In the desperate hands of its supporters, lockdown seems to be either everything or nothing – everything when it comes to ‘saving lives’ but not that much, really, when it comes to its economic cost, at least according to one economics professor in Australia (Professor Richard Holden, University of New South Wales) who manages to flunk his own subject by incorporating both extremes in his cost-benefit analysis of lockdown in Australia. Holden is is probably representative of the breed of lockdown-supporting economist, and the core principles of his cost-benefit analysis methodology are likely to be shared by them.

The professor magics up figures claiming to show that the lockdown will cost Australia only (only!) $90 billion but will avoid a $1 trillion cost from lives which would otherwise be lost to the virus ($1 of lockdown pain for $12 of economic gain).

He achieves such awesome figures by bulking up the benefits of lockdown with the assumption of a virus fatality rate of 1% (the Original Sin of Professor Neil Ferguson’s epidemiological model, a figure which we now know to be at least double its real rate) and then applying an “Australian value of a statistical life of $4.9 million” to each life saved by lockdown. Nowhere does Holden consider the advanced age at death of the bulk of virus victims whose remaining statistical life value would surely be heavily discounted when compared with working-age people in the productive, wealth-generating economy or with children being educated for it. It’s as if our lockdown-loving economist believes that the industrial dynamo powering the Australian capitalist economy is mostly the work of ailing octogenarians in nursing homes and hospitals, the favourite stalking grounds of the Son of SARS virus.
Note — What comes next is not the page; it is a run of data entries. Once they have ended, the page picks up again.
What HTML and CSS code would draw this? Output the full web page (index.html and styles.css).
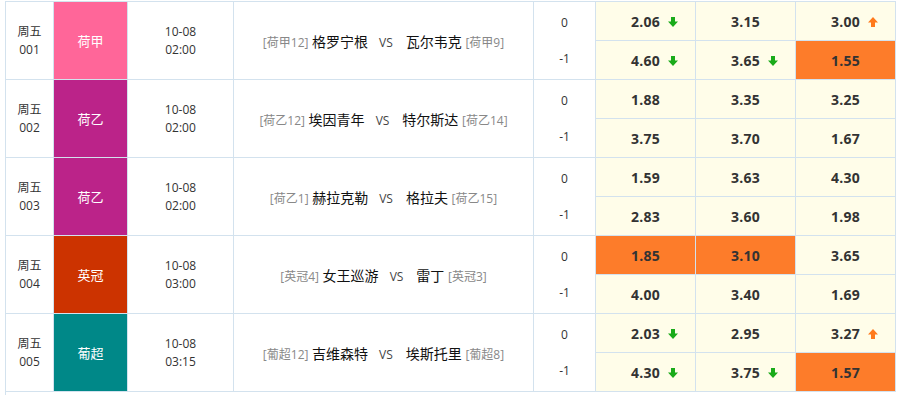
FILE: index.html
```html
<!DOCTYPE html>
<html lang="zh-CN">
<head>
<meta charset="utf-8">
<title>赛程</title>
<link rel="stylesheet" href="styles.css">
</head>
<body>
<svg width="0" height="0" class="defs" aria-hidden="true">
  <defs>
    <symbol id="down" viewBox="0 0 10 10"><path d="M3 0h4v4.5h3L5 10 0 4.5h3z"/></symbol>
    <symbol id="up" viewBox="0 0 10 10"><path d="M5 0l5 5.5H7V10H3V5.5H0z"/></symbol>
  </defs>
</svg>
<table class="match-table">
  <colgroup>
    <col class="c-no"><col class="c-league"><col class="c-time"><col class="c-match"><col class="c-hcp"><col class="c-odd"><col class="c-odd"><col class="c-odd">
  </colgroup>
  <tbody>
    <tr>
      <td rowspan="2" class="no">周五<br>001</td>
      <td rowspan="2" class="league lg-hj">荷甲</td>
      <td rowspan="2" class="time">10-08<br>02:00</td>
      <td rowspan="2" class="match"><span class="rank">[荷甲12]</span> 格罗宁根<span class="vs">VS</span>瓦尔韦克 <span class="rank">[荷甲9]</span></td>
      <td class="hcp top">0</td>
      <td class="odd"><span class="num">2.06<svg class="arr dn"><use href="#down"/></svg></span></td>
      <td class="odd"><span class="num">3.15</span></td>
      <td class="odd"><span class="num">3.00<svg class="arr up"><use href="#up"/></svg></span></td>
    </tr>
    <tr>
      <td class="hcp bot">-1</td>
      <td class="odd"><span class="num">4.60<svg class="arr dn"><use href="#down"/></svg></span></td>
      <td class="odd"><span class="num">3.65<svg class="arr dn"><use href="#down"/></svg></span></td>
      <td class="odd hot"><span class="num">1.55</span></td>
    </tr>
    <tr>
      <td rowspan="2" class="no">周五<br>002</td>
      <td rowspan="2" class="league lg-hy">荷乙</td>
      <td rowspan="2" class="time">10-08<br>02:00</td>
      <td rowspan="2" class="match"><span class="rank">[荷乙12]</span> 埃因青年<span class="vs">VS</span>特尔斯达 <span class="rank">[荷乙14]</span></td>
      <td class="hcp top">0</td>
      <td class="odd"><span class="num">1.88</span></td>
      <td class="odd"><span class="num">3.35</span></td>
      <td class="odd"><span class="num">3.25</span></td>
    </tr>
    <tr>
      <td class="hcp bot">-1</td>
      <td class="odd"><span class="num">3.75</span></td>
      <td class="odd"><span class="num">3.70</span></td>
      <td class="odd"><span class="num">1.67</span></td>
    </tr>
    <tr>
      <td rowspan="2" class="no">周五<br>003</td>
      <td rowspan="2" class="league lg-hy">荷乙</td>
      <td rowspan="2" class="time">10-08<br>02:00</td>
      <td rowspan="2" class="match"><span class="rank">[荷乙1]</span> 赫拉克勒<span class="vs">VS</span>格拉夫 <span class="rank">[荷乙15]</span></td>
      <td class="hcp top">0</td>
      <td class="odd"><span class="num">1.59</span></td>
      <td class="odd"><span class="num">3.63</span></td>
      <td class="odd"><span class="num">4.30</span></td>
    </tr>
    <tr>
      <td class="hcp bot">-1</td>
      <td class="odd"><span class="num">2.83</span></td>
      <td class="odd"><span class="num">3.60</span></td>
      <td class="odd"><span class="num">1.98</span></td>
    </tr>
    <tr>
      <td rowspan="2" class="no">周五<br>004</td>
      <td rowspan="2" class="league lg-yg">英冠</td>
      <td rowspan="2" class="time">10-08<br>03:00</td>
      <td rowspan="2" class="match"><span class="rank">[英冠4]</span> 女王巡游<span class="vs">VS</span>雷丁 <span class="rank">[英冠3]</span></td>
      <td class="hcp top">0</td>
      <td class="odd hot"><span class="num">1.85</span></td>
      <td class="odd hot"><span class="num">3.10</span></td>
      <td class="odd"><span class="num">3.65</span></td>
    </tr>
    <tr>
      <td class="hcp bot">-1</td>
      <td class="odd"><span class="num">4.00</span></td>
      <td class="odd"><span class="num">3.40</span></td>
      <td class="odd"><span class="num">1.69</span></td>
    </tr>
    <tr>
      <td rowspan="2" class="no">周五<br>005</td>
      <td rowspan="2" class="league lg-pc">葡超</td>
      <td rowspan="2" class="time">10-08<br>03:15</td>
      <td rowspan="2" class="match"><span class="rank">[葡超12]</span> 吉维森特<span class="vs">VS</span>埃斯托里 <span class="rank">[葡超8]</span></td>
      <td class="hcp top">0</td>
      <td class="odd"><span class="num">2.03<svg class="arr dn"><use href="#down"/></svg></span></td>
      <td class="odd"><span class="num">2.95</span></td>
      <td class="odd"><span class="num">3.27<svg class="arr up"><use href="#up"/></svg></span></td>
    </tr>
    <tr>
      <td class="hcp bot">-1</td>
      <td class="odd"><span class="num">4.30<svg class="arr dn"><use href="#down"/></svg></span></td>
      <td class="odd"><span class="num">3.75<svg class="arr dn"><use href="#down"/></svg></span></td>
      <td class="odd hot"><span class="num">1.57</span></td>
    </tr>
    <tr class="more">
      <td colspan="8"></td>
    </tr>
  </tbody>
</table>
</body>
</html>
```

FILE: styles.css
```css
html, body {
  margin: 0;
  padding: 0;
  background: #fff;
}
body {
  padding: 1px 0 0 5px;
  font-family: "Open Sans", "Noto Sans CJK SC", sans-serif;
  font-size: 12px;
  color: #333;
}
.defs {
  position: absolute;
  width: 0;
  height: 0;
}
.match-table {
  border-collapse: collapse;
  table-layout: fixed;
  width: 890px;
}
.c-no { width: 48px; }
.c-league { width: 74px; }
.c-time { width: 106px; }
.c-match { width: 300px; }
.c-hcp { width: 62px; }
.c-odd { width: 100px; }
.match-table td {
  border: 1px solid #d3e2ee;
  padding: 0;
  text-align: center;
  vertical-align: middle;
}
.match-table tr {
  height: 39px;
}
.no, .time {
  line-height: 18px;
  color: #333;
}
.league {
  color: #fff;
  font-size: 13px;
}
.lg-hj { background: #ff6699; }
.lg-hy { background: #bb2389; }
.lg-yg { background: #cc3300; }
.lg-pc { background: #008888; }
.match {
  font-size: 14px;
  color: #111;
}
.rank {
  color: #888;
  font-size: 12px;
}
.vs {
  color: #444;
  font-size: 12px;
  margin: 0 13px 0 11px;
}
.hcp {
  color: #333;
}
.hcp.top {
  border-bottom: none;
  padding-top: 2px;
}
.hcp.bot {
  border-top: none;
  padding-bottom: 2px;
}
.odd {
  background: #fffde9;
  font-weight: 700;
  font-size: 14px;
  color: #333;
  letter-spacing: 0.3px;
}
.odd.hot {
  background: #fd7c2a;
}
.num {
  position: relative;
  display: inline-block;
}
.arr {
  position: absolute;
  left: 100%;
  top: 50%;
  margin: -4px 0 0 8px;
  width: 10px;
  height: 10px;
}
.arr.dn { fill: #1aab1a; }
.arr.up { fill: #ff7a1c; }
.more td {
  height: 30px;
  border-bottom: none;
  border-right: none;
}
```
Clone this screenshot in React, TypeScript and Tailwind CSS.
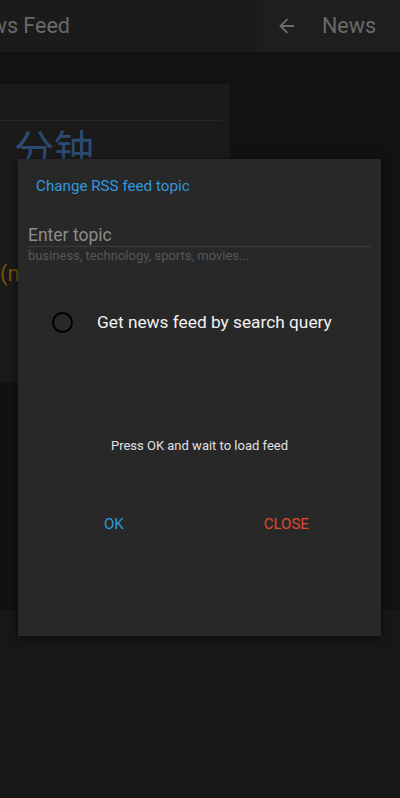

On the other hand, our professor dilutes the cost of the lockdown by assuming that “most of the economic costs of the recession are likely to be due to the pandemic itself rather the shutdown”. Amazing! I read that sentence twice, and it still said the same thing the second time around – the massive cost of the deliberately-induced recession brought on by the jumping-at-shadows, Nervous Nellies who pass for our political leadership will be cavalierly excluded from the cost of the lockdown, leaving only the far smaller health costs of the virus which contribute to the economic contraction. Our learned scholar will, essentially, subtract the cost of the lockdown from the cost of the lockdown.

Our amazing professor, clearly running out of room on the back of his envelope, also advances the novel argument that government stimulus spending in response to its own policy of lockdown is not a cost to anyone. OK, fine, then we’ll charge the massive government debt to the professor and not to muggins taxpayer who is going to wind up footing the bill through increased taxes and austerity.

Finally, our expert economist’s cost-benefit ‘analysis’ also conveniently assumes that deaths caused by the lockdown policy itself, which look set fair to outstrip the deaths from the virus many times over, will be ‘tiny’ and can be safely ignored.

No wonder our lockdown-supporting economist gets the results he intended to.